My work is in no way representative of a particular place but rather an expression of the changing character and temperament of the natural world around us. Each image I create is an interpretation of some of the shifting seasonal moods, which happen all over the world at different times and with differing effects...today we see more and more evidence of seasons being out of synchronicity.

I have used the word ÍšfloatingÍ› in the title of this exhibition is a metaphor for the shifting, changing, transient nature of natural forms that seems to float in and out of my view or my radar as an artist, sometimes these snippets of views become a focal point where I want to zoom in on a particular texture or feature, at other times such forms become the overall backdrop where time and distance merge together. It also references my practice as an artist directly where my approach to art making derives from my own memories and thoughts that float in and out of my head loosely guiding me when I begin a work...ultimately, however, it is the material process that directs me through to resolution.

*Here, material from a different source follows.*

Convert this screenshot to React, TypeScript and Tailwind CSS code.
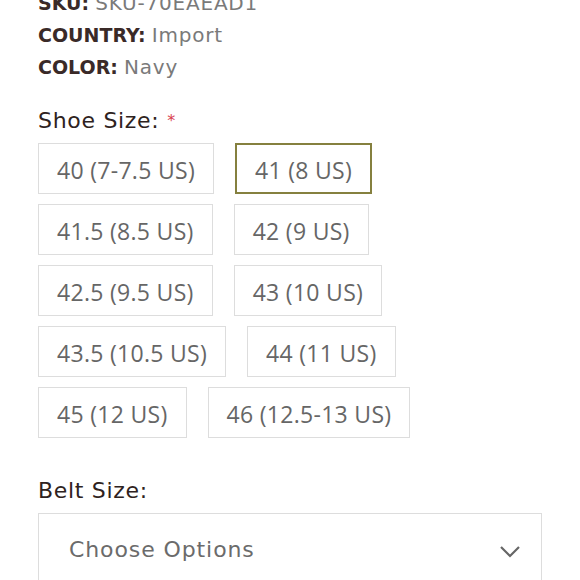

Finally, this exhibition is a nod to the exceptional work of 17th to 19th Century Japanese printers from the Ukiyo-e School, whose travel scenes and landscapes captured the beauty and power of nature through a beautiful economy of line, wonderfully gradated skies and imaginative compositions. It was from looking through my family collection of limited edition Hokusai prints that inspired me to introduce an etched, linear quality into my work which I am now suitable obsessed with.

Mark making through overlapping a multitude of lines is now an essential part of my painting repertoire and seems to satisfy my quest to find a way of re-introducing drawing back into my practice.

About The Artist

Studied for a Bachelor of Arts after leaving school. Focused my studies on design and drawing, soon after completing my degree I felt lost and ended up window dressing before embarking on a second degree in stage and costume design at NIDA back in the mid 90s. I then proceeded to have various art related jobs from set designing through to model making and illustration jobs before finally deciding on some financial stability and completing a Dip Ed so I could teach art to kids.

For a period of 10 years or so I built up my finances, got a mortgage, found a wonderful husband, built a great house together with a studio in the picturesque Hawkesbury and revisited my own art practice. I now only teach a couple of days a week and indulge in my own practice one every other day. It is no coincidence that an artist that is inspired by nature ends up living in a rural setting and feel very lucky to share my creative endeavours with my fine furniture designer/maker husband who has his own huge shed to work and yell expletives from when a piece of furniture or sculpture won't bend to his will.

My work is characterised by layers of coloured inks, acrylics and a multitude of lines made with a soldering iron- a more recent addition to my repertoire of tools. I see myself not so much as a painter, but as a mark maker, and the more recent use of the soldering iron to lightly burn lines back into the surface of timber boards is more indicative of a desire to introduce a drawing element into my work. I find the process of making linear marks across the surface of an artwork very cathartic and it really harkens back to my childhood experiences of wanting to draw with a very fine ink pen.

For me the landscape is the vehicle through which I can express myself intuitively with an unrehearsed approach.. I don't always know which direction I'm heading in with a work before I begin, but I love the freedom of not knowing and allowing the medium/s to direct me before pulling into an image that I'm happy with. My sense of colour, although often muted, and the textural interplay of layers of ink, acrylic and etched lines are what excite me as an artist...I don't have to look very far to see this in nature and of course the balance of these visual elements is what makes a work successful.